# Start of SUPPLIED INFORMATION

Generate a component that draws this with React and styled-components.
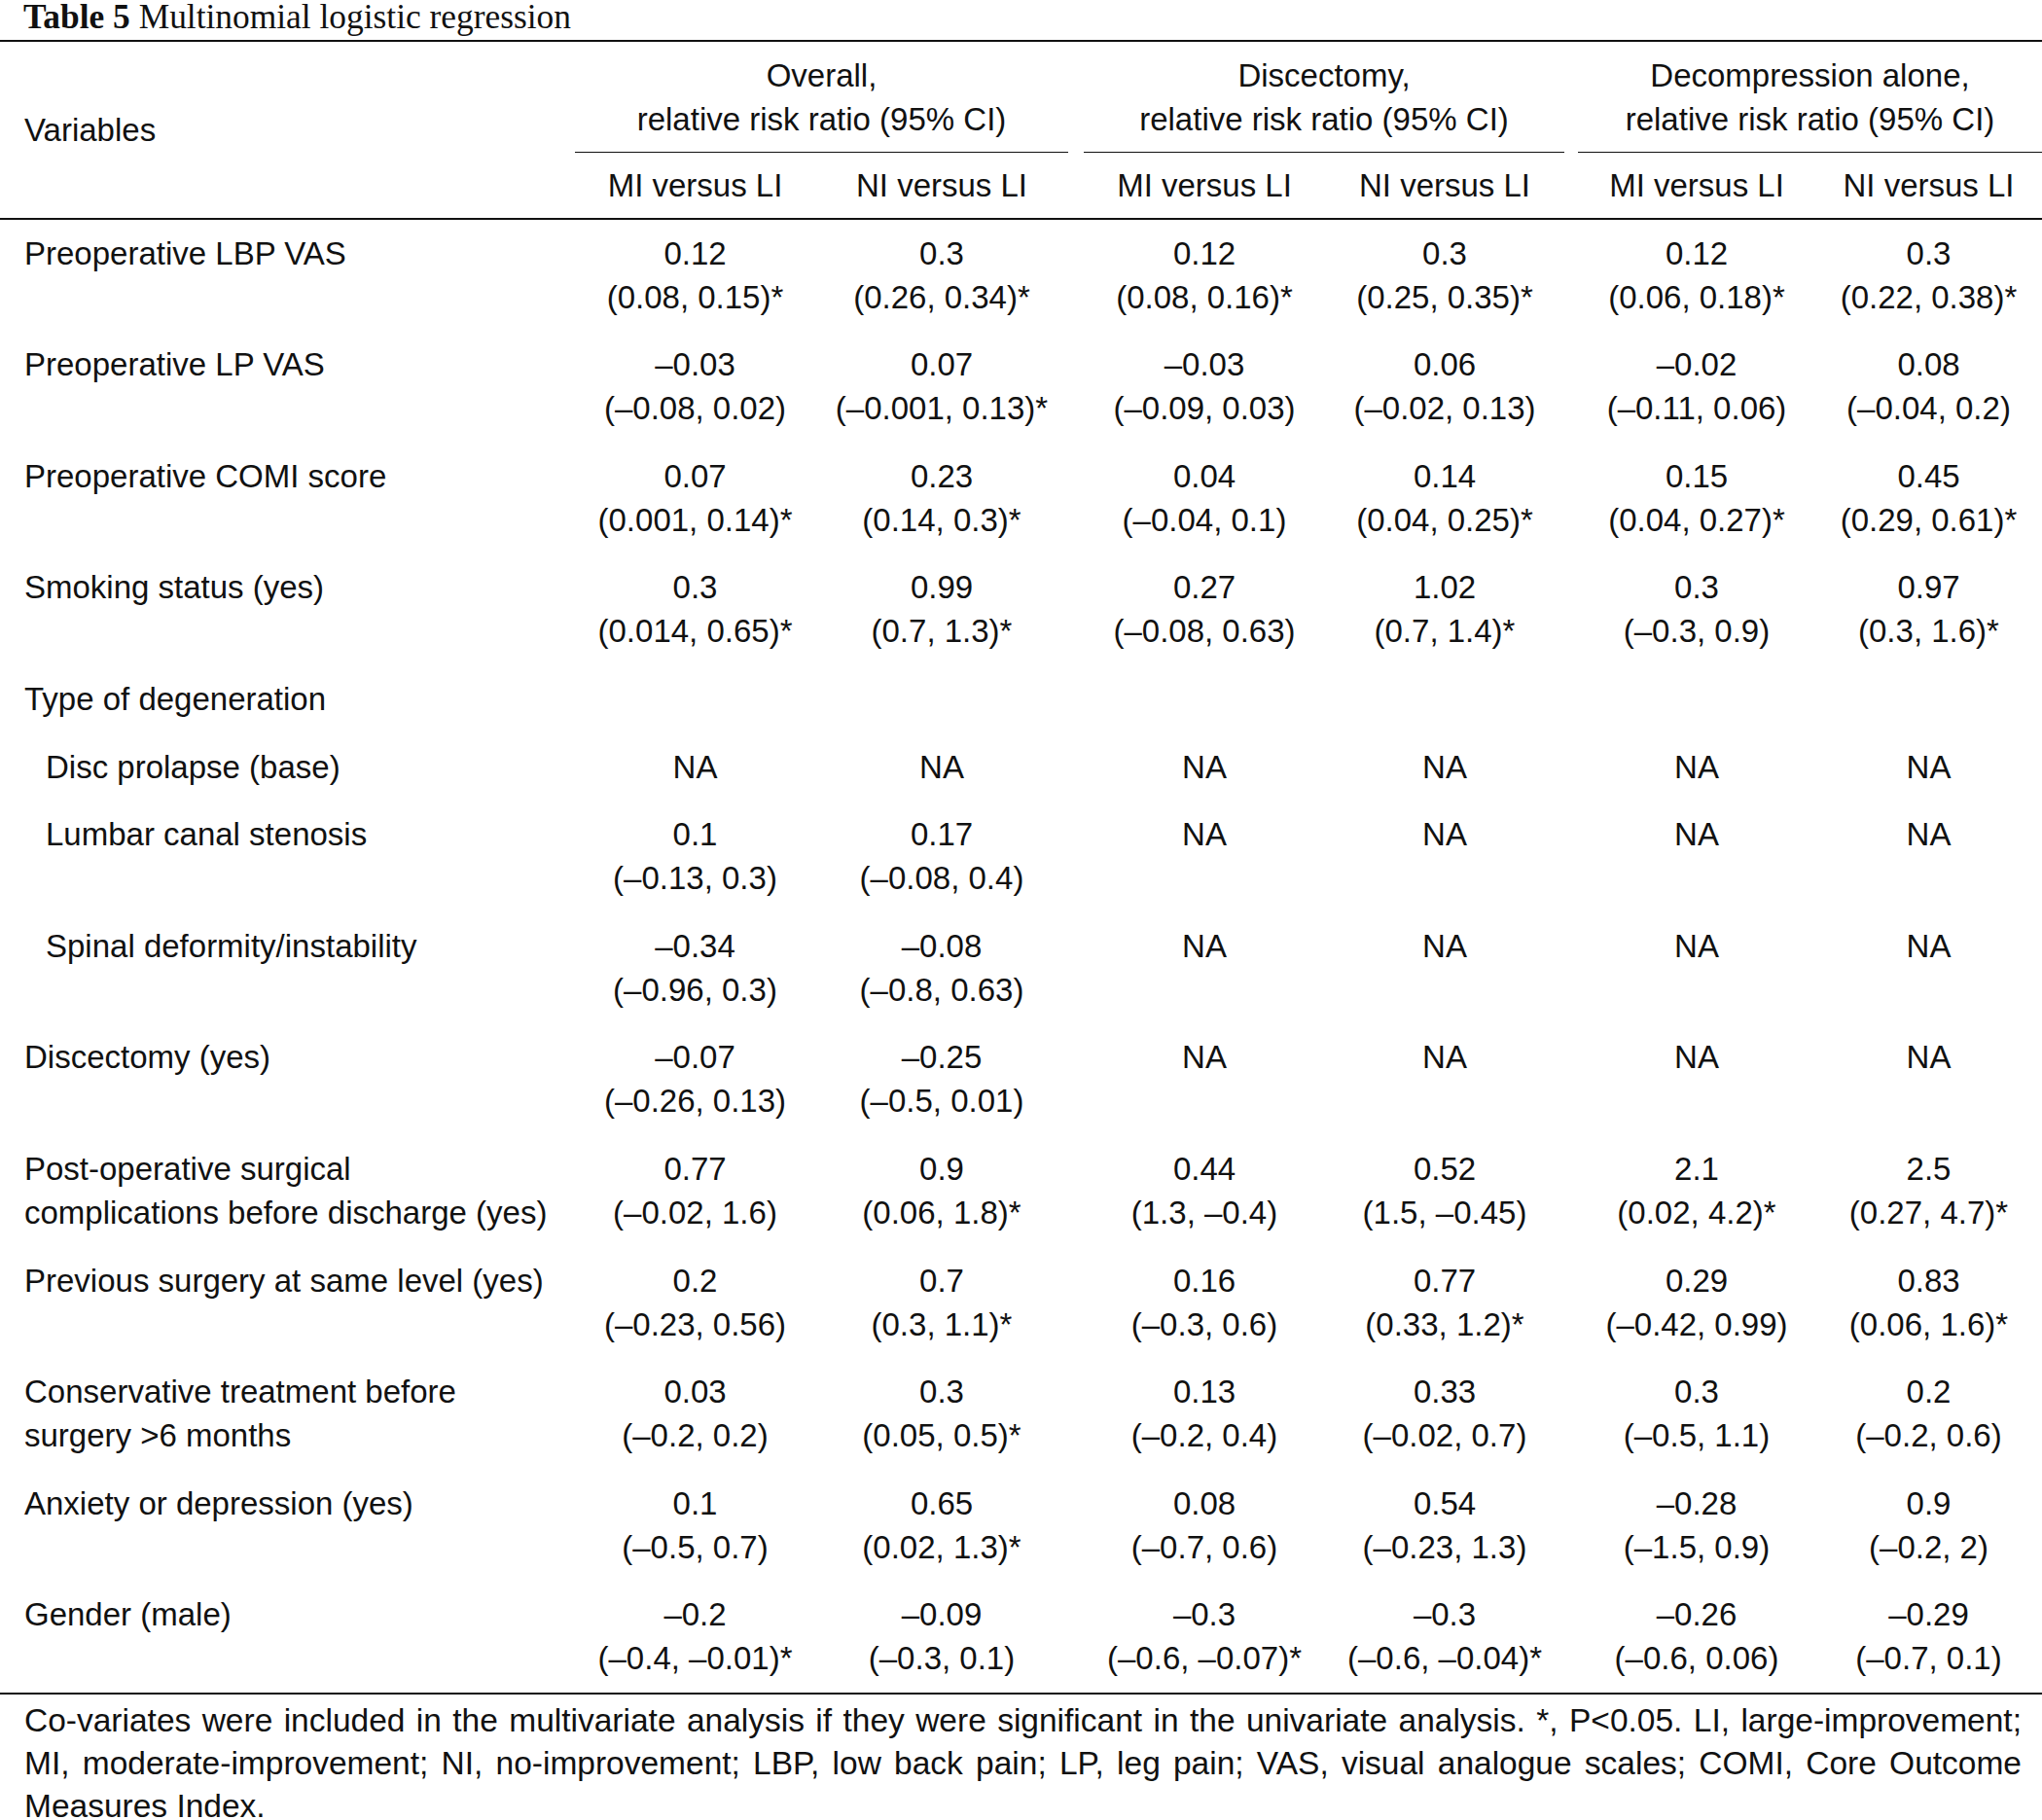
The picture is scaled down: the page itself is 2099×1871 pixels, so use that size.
import React from 'react';
import styled, { createGlobalStyle } from 'styled-components';

// -------------- CSS Style -------------- //
const GlobalStyle = createGlobalStyle`
    html, body {
        margin: 0;
        padding: 0;
        background: #fff;
    }
    body {
        font-family: "Liberation Sans", Arial, Helvetica, sans-serif;
        color: #111;
    }
`;

// label | Overall MI | Overall NI | gap | Disc MI | Disc NI | gap | Decomp MI | Decomp NI
const COLS = '591px 247px 260px 16px 248px 246px 14px 244px 233px';
const VALUE_COLS = [2, 3, 5, 6, 8, 9];

const Page = styled.div`
    width: 2099px;
`;

const Caption = styled.div`
    font-family: "Liberation Serif", "Times New Roman", serif;
    font-size: 35.4px;
    line-height: 26px;
    padding: 4px 0 0 24px;
    margin-bottom: 11px;
    b { font-weight: 700; }
`;

const Table = styled.div`
    border-top: 2px solid #111;
    border-bottom: 2px solid #111;
`;

const Head = styled.div`
    display: grid;
    grid-template-columns: ${COLS};
    border-bottom: 2px solid #111;
    font-size: 33px;
    line-height: 45px;
`;

const VarHead = styled.div`
    grid-column: 1;
    grid-row: 1 / span 2;
    align-self: center;
    padding-left: 25px;
`;

const GroupHead = styled.div`
    grid-column: ${p => p.$col} / span 2;
    grid-row: 1;
    text-align: center;
    padding: 12px 0 10.6px;
    border-bottom: 1.5px solid #111;
`;

const SubHead = styled.div`
    grid-column: ${p => p.$col};
    grid-row: 2;
    text-align: center;
    padding: 11.5px 0 10.5px;
`;

const Row = styled.div`
    display: grid;
    grid-template-columns: ${COLS};
    font-size: 33px;
    line-height: 45px;
    padding: 12px 0 12.6px;
`;

const Label = styled.div`
    grid-column: 1;
    padding-left: ${p => (p.$indent ? 47 : 25)}px;
    white-space: nowrap;
`;

const Value = styled.div`
    grid-column: ${p => p.$col};
    grid-row: 1;
    text-align: center;
    white-space: nowrap;
`;

const Line = styled.span`
    display: block;
`;

const Note = styled.p`
    margin: 0;
    padding: 5px 21px 0 25px;
    font-size: 33.5px;
    line-height: 44px;
    text-align: justify;
`;

// -------------- Data -------------- //
const GROUPS = ['Overall,', 'Discectomy,', 'Decompression alone,'];
const NA = ['NA'];

const ROWS = [
    { label: ['Preoperative LBP VAS'], values: [
        ['0.12', '(0.08, 0.15)*'], ['0.3', '(0.26, 0.34)*'], ['0.12', '(0.08, 0.16)*'],
        ['0.3', '(0.25, 0.35)*'], ['0.12', '(0.06, 0.18)*'], ['0.3', '(0.22, 0.38)*']] },
    { label: ['Preoperative LP VAS'], values: [
        ['–0.03', '(–0.08, 0.02)'], ['0.07', '(–0.001, 0.13)*'], ['–0.03', '(–0.09, 0.03)'],
        ['0.06', '(–0.02, 0.13)'], ['–0.02', '(–0.11, 0.06)'], ['0.08', '(–0.04, 0.2)']] },
    { label: ['Preoperative COMI score'], values: [
        ['0.07', '(0.001, 0.14)*'], ['0.23', '(0.14, 0.3)*'], ['0.04', '(–0.04, 0.1)'],
        ['0.14', '(0.04, 0.25)*'], ['0.15', '(0.04, 0.27)*'], ['0.45', '(0.29, 0.61)*']] },
    { label: ['Smoking status (yes)'], values: [
        ['0.3', '(0.014, 0.65)*'], ['0.99', '(0.7, 1.3)*'], ['0.27', '(–0.08, 0.63)'],
        ['1.02', '(0.7, 1.4)*'], ['0.3', '(–0.3, 0.9)'], ['0.97', '(0.3, 1.6)*']] },
    { label: ['Type of degeneration'], values: [] },
    { label: ['Disc prolapse (base)'], indent: true, values: [NA, NA, NA, NA, NA, NA] },
    { label: ['Lumbar canal stenosis'], indent: true, values: [
        ['0.1', '(–0.13, 0.3)'], ['0.17', '(–0.08, 0.4)'], NA, NA, NA, NA] },
    { label: ['Spinal deformity/instability'], indent: true, values: [
        ['–0.34', '(–0.96, 0.3)'], ['–0.08', '(–0.8, 0.63)'], NA, NA, NA, NA] },
    { label: ['Discectomy (yes)'], values: [
        ['–0.07', '(–0.26, 0.13)'], ['–0.25', '(–0.5, 0.01)'], NA, NA, NA, NA] },
    { label: ['Post-operative surgical', 'complications before discharge (yes)'], values: [
        ['0.77', '(–0.02, 1.6)'], ['0.9', '(0.06, 1.8)*'], ['0.44', '(1.3, –0.4)'],
        ['0.52', '(1.5, –0.45)'], ['2.1', '(0.02, 4.2)*'], ['2.5', '(0.27, 4.7)*']] },
    { label: ['Previous surgery at same level (yes)'], values: [
        ['0.2', '(–0.23, 0.56)'], ['0.7', '(0.3, 1.1)*'], ['0.16', '(–0.3, 0.6)'],
        ['0.77', '(0.33, 1.2)*'], ['0.29', '(–0.42, 0.99)'], ['0.83', '(0.06, 1.6)*']] },
    { label: ['Conservative treatment before', 'surgery >6 months'], values: [
        ['0.03', '(–0.2, 0.2)'], ['0.3', '(0.05, 0.5)*'], ['0.13', '(–0.2, 0.4)'],
        ['0.33', '(–0.02, 0.7)'], ['0.3', '(–0.5, 1.1)'], ['0.2', '(–0.2, 0.6)']] },
    { label: ['Anxiety or depression (yes)'], values: [
        ['0.1', '(–0.5, 0.7)'], ['0.65', '(0.02, 1.3)*'], ['0.08', '(–0.7, 0.6)'],
        ['0.54', '(–0.23, 1.3)'], ['–0.28', '(–1.5, 0.9)'], ['0.9', '(–0.2, 2)']] },
    { label: ['Gender (male)'], values: [
        ['–0.2', '(–0.4, –0.01)*'], ['–0.09', '(–0.3, 0.1)'], ['–0.3', '(–0.6, –0.07)*'],
        ['–0.3', '(–0.6, –0.04)*'], ['–0.26', '(–0.6, 0.06)'], ['–0.29', '(–0.7, 0.1)']] },
];

const Lines = ({ lines }) => lines.map((l, i) => <Line key={i}>{l}</Line>);

const App = () => {
    return (
        <Page>
            <GlobalStyle />
            <Caption><b>Table 5</b> Multinomial logistic regression</Caption>
            <Table>
                <Head>
                    <VarHead>Variables</VarHead>
                    {GROUPS.map((g, i) => (
                        <GroupHead key={g} $col={VALUE_COLS[i * 2]}>
                            <Line>{g}</Line>
                            <Line>relative risk ratio (95% CI)</Line>
                        </GroupHead>
                    ))}
                    {VALUE_COLS.map((c, i) => (
                        <SubHead key={c} $col={c}>{i % 2 === 0 ? 'MI versus LI' : 'NI versus LI'}</SubHead>
                    ))}
                </Head>
                {ROWS.map(row => (
                    <Row key={row.label[0]}>
                        <Label $indent={row.indent}><Lines lines={row.label} /></Label>
                        {row.values.map((v, i) => (
                            <Value key={i} $col={VALUE_COLS[i]}><Lines lines={v} /></Value>
                        ))}
                    </Row>
                ))}
            </Table>
            <Note>
                Co-variates were included in the multivariate analysis if they were significant in the univariate analysis. *, P&lt;0.05. LI, large-improvement; MI, moderate-improvement; NI, no-improvement; LBP, low back pain; LP, leg pain; VAS, visual analogue scales; COMI, Core Outcome Measures Index.
            </Note>
        </Page>
    );
};

export default App;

# End of SUPPLIED INFORMATION

▶ [REQUIREMENTS]:
Leave out the pictures and print every line of the data exactly.

▶ [WRITTEN REPLY]:
Generate a component that draws this with React and styled-components.
The picture is scaled down: the page itself is 2099×1871 pixels, so use that size.
import React from 'react';
import styled, { createGlobalStyle } from 'styled-components';

// -------------- CSS Style -------------- //
const GlobalStyle = createGlobalStyle`
    html, body {
        margin: 0;
        padding: 0;
        background: #fff;
    }
    body {
        font-family: "Liberation Sans", Arial, Helvetica, sans-serif;
        color: #111;
    }
`;

// label | Overall MI | Overall NI | gap | Disc MI | Disc NI | gap | Decomp MI | Decomp NI
const COLS = '591px 247px 260px 16px 248px 246px 14px 244px 233px';
const VALUE_COLS = [2, 3, 5, 6, 8, 9];

const Page = styled.div`
    width: 2099px;
`;

const Caption = styled.div`
    font-family: "Liberation Serif", "Times New Roman", serif;
    font-size: 35.4px;
    line-height: 26px;
    padding: 4px 0 0 24px;
    margin-bottom: 11px;
    b { font-weight: 700; }
`;

const Table = styled.div`
    border-top: 2px solid #111;
    border-bottom: 2px solid #111;
`;

const Head = styled.div`
    display: grid;
    grid-template-columns: ${COLS};
    border-bottom: 2px solid #111;
    font-size: 33px;
    line-height: 45px;
`;

const VarHead = styled.div`
    grid-column: 1;
    grid-row: 1 / span 2;
    align-self: center;
    padding-left: 25px;
`;

const GroupHead = styled.div`
    grid-column: ${p => p.$col} / span 2;
    grid-row: 1;
    text-align: center;
    padding: 12px 0 10.6px;
    border-bottom: 1.5px solid #111;
`;

const SubHead = styled.div`
    grid-column: ${p => p.$col};
    grid-row: 2;
    text-align: center;
    padding: 11.5px 0 10.5px;
`;

const Row = styled.div`
    display: grid;
    grid-template-columns: ${COLS};
    font-size: 33px;
    line-height: 45px;
    padding: 12px 0 12.6px;
`;

const Label = styled.div`
    grid-column: 1;
    padding-left: ${p => (p.$indent ? 47 : 25)}px;
    white-space: nowrap;
`;

const Value = styled.div`
    grid-column: ${p => p.$col};
    grid-row: 1;
    text-align: center;
    white-space: nowrap;
`;

const Line = styled.span`
    display: block;
`;

const Note = styled.p`
    margin: 0;
    padding: 5px 21px 0 25px;
    font-size: 33.5px;
    line-height: 44px;
    text-align: justify;
`;

// -------------- Data -------------- //
const GROUPS = ['Overall,', 'Discectomy,', 'Decompression alone,'];
const NA = ['NA'];

const ROWS = [
    { label: ['Preoperative LBP VAS'], values: [
        ['0.12', '(0.08, 0.15)*'], ['0.3', '(0.26, 0.34)*'], ['0.12', '(0.08, 0.16)*'],
        ['0.3', '(0.25, 0.35)*'], ['0.12', '(0.06, 0.18)*'], ['0.3', '(0.22, 0.38)*']] },
    { label: ['Preoperative LP VAS'], values: [
        ['–0.03', '(–0.08, 0.02)'], ['0.07', '(–0.001, 0.13)*'], ['–0.03', '(–0.09, 0.03)'],
        ['0.06', '(–0.02, 0.13)'], ['–0.02', '(–0.11, 0.06)'], ['0.08', '(–0.04, 0.2)']] },
    { label: ['Preoperative COMI score'], values: [
        ['0.07', '(0.001, 0.14)*'], ['0.23', '(0.14, 0.3)*'], ['0.04', '(–0.04, 0.1)'],
        ['0.14', '(0.04, 0.25)*'], ['0.15', '(0.04, 0.27)*'], ['0.45', '(0.29, 0.61)*']] },
    { label: ['Smoking status (yes)'], values: [
        ['0.3', '(0.014, 0.65)*'], ['0.99', '(0.7, 1.3)*'], ['0.27', '(–0.08, 0.63)'],
        ['1.02', '(0.7, 1.4)*'], ['0.3', '(–0.3, 0.9)'], ['0.97', '(0.3, 1.6)*']] },
    { label: ['Type of degeneration'], values: [] },
    { label: ['Disc prolapse (base)'], indent: true, values: [NA, NA, NA, NA, NA, NA] },
    { label: ['Lumbar canal stenosis'], indent: true, values: [
        ['0.1', '(–0.13, 0.3)'], ['0.17', '(–0.08, 0.4)'], NA, NA, NA, NA] },
    { label: ['Spinal deformity/instability'], indent: true, values: [
        ['–0.34', '(–0.96, 0.3)'], ['–0.08', '(–0.8, 0.63)'], NA, NA, NA, NA] },
    { label: ['Discectomy (yes)'], values: [
        ['–0.07', '(–0.26, 0.13)'], ['–0.25', '(–0.5, 0.01)'], NA, NA, NA, NA] },
    { label: ['Post-operative surgical', 'complications before discharge (yes)'], values: [
        ['0.77', '(–0.02, 1.6)'], ['0.9', '(0.06, 1.8)*'], ['0.44', '(1.3, –0.4)'],
        ['0.52', '(1.5, –0.45)'], ['2.1', '(0.02, 4.2)*'], ['2.5', '(0.27, 4.7)*']] },
    { label: ['Previous surgery at same level (yes)'], values: [
        ['0.2', '(–0.23, 0.56)'], ['0.7', '(0.3, 1.1)*'], ['0.16', '(–0.3, 0.6)'],
        ['0.77', '(0.33, 1.2)*'], ['0.29', '(–0.42, 0.99)'], ['0.83', '(0.06, 1.6)*']] },
    { label: ['Conservative treatment before', 'surgery >6 months'], values: [
        ['0.03', '(–0.2, 0.2)'], ['0.3', '(0.05, 0.5)*'], ['0.13', '(–0.2, 0.4)'],
        ['0.33', '(–0.02, 0.7)'], ['0.3', '(–0.5, 1.1)'], ['0.2', '(–0.2, 0.6)']] },
    { label: ['Anxiety or depression (yes)'], values: [
        ['0.1', '(–0.5, 0.7)'], ['0.65', '(0.02, 1.3)*'], ['0.08', '(–0.7, 0.6)'],
        ['0.54', '(–0.23, 1.3)'], ['–0.28', '(–1.5, 0.9)'], ['0.9', '(–0.2, 2)']] },
    { label: ['Gender (male)'], values: [
        ['–0.2', '(–0.4, –0.01)*'], ['–0.09', '(–0.3, 0.1)'], ['–0.3', '(–0.6, –0.07)*'],
        ['–0.3', '(–0.6, –0.04)*'], ['–0.26', '(–0.6, 0.06)'], ['–0.29', '(–0.7, 0.1)']] },
];

const Lines = ({ lines }) => lines.map((l, i) => <Line key={i}>{l}</Line>);

const App = () => {
    return (
        <Page>
            <GlobalStyle />
            <Caption><b>Table 5</b> Multinomial logistic regression</Caption>
            <Table>
                <Head>
                    <VarHead>Variables</VarHead>
                    {GROUPS.map((g, i) => (
                        <GroupHead key={g} $col={VALUE_COLS[i * 2]}>
                            <Line>{g}</Line>
                            <Line>relative risk ratio (95% CI)</Line>
                        </GroupHead>
                    ))}
                    {VALUE_COLS.map((c, i) => (
                        <SubHead key={c} $col={c}>{i % 2 === 0 ? 'MI versus LI' : 'NI versus LI'}</SubHead>
                    ))}
                </Head>
                {ROWS.map(row => (
                    <Row key={row.label[0]}>
                        <Label $indent={row.indent}><Lines lines={row.label} /></Label>
                        {row.values.map((v, i) => (
                            <Value key={i} $col={VALUE_COLS[i]}><Lines lines={v} /></Value>
                        ))}
                    </Row>
                ))}
            </Table>
            <Note>
                Co-variates were included in the multivariate analysis if they were significant in the univariate analysis. *, P&lt;0.05. LI, large-improvement; MI, moderate-improvement; NI, no-improvement; LBP, low back pain; LP, leg pain; VAS, visual analogue scales; COMI, Core Outcome Measures Index.
            </Note>
        </Page>
    );
};

export default App;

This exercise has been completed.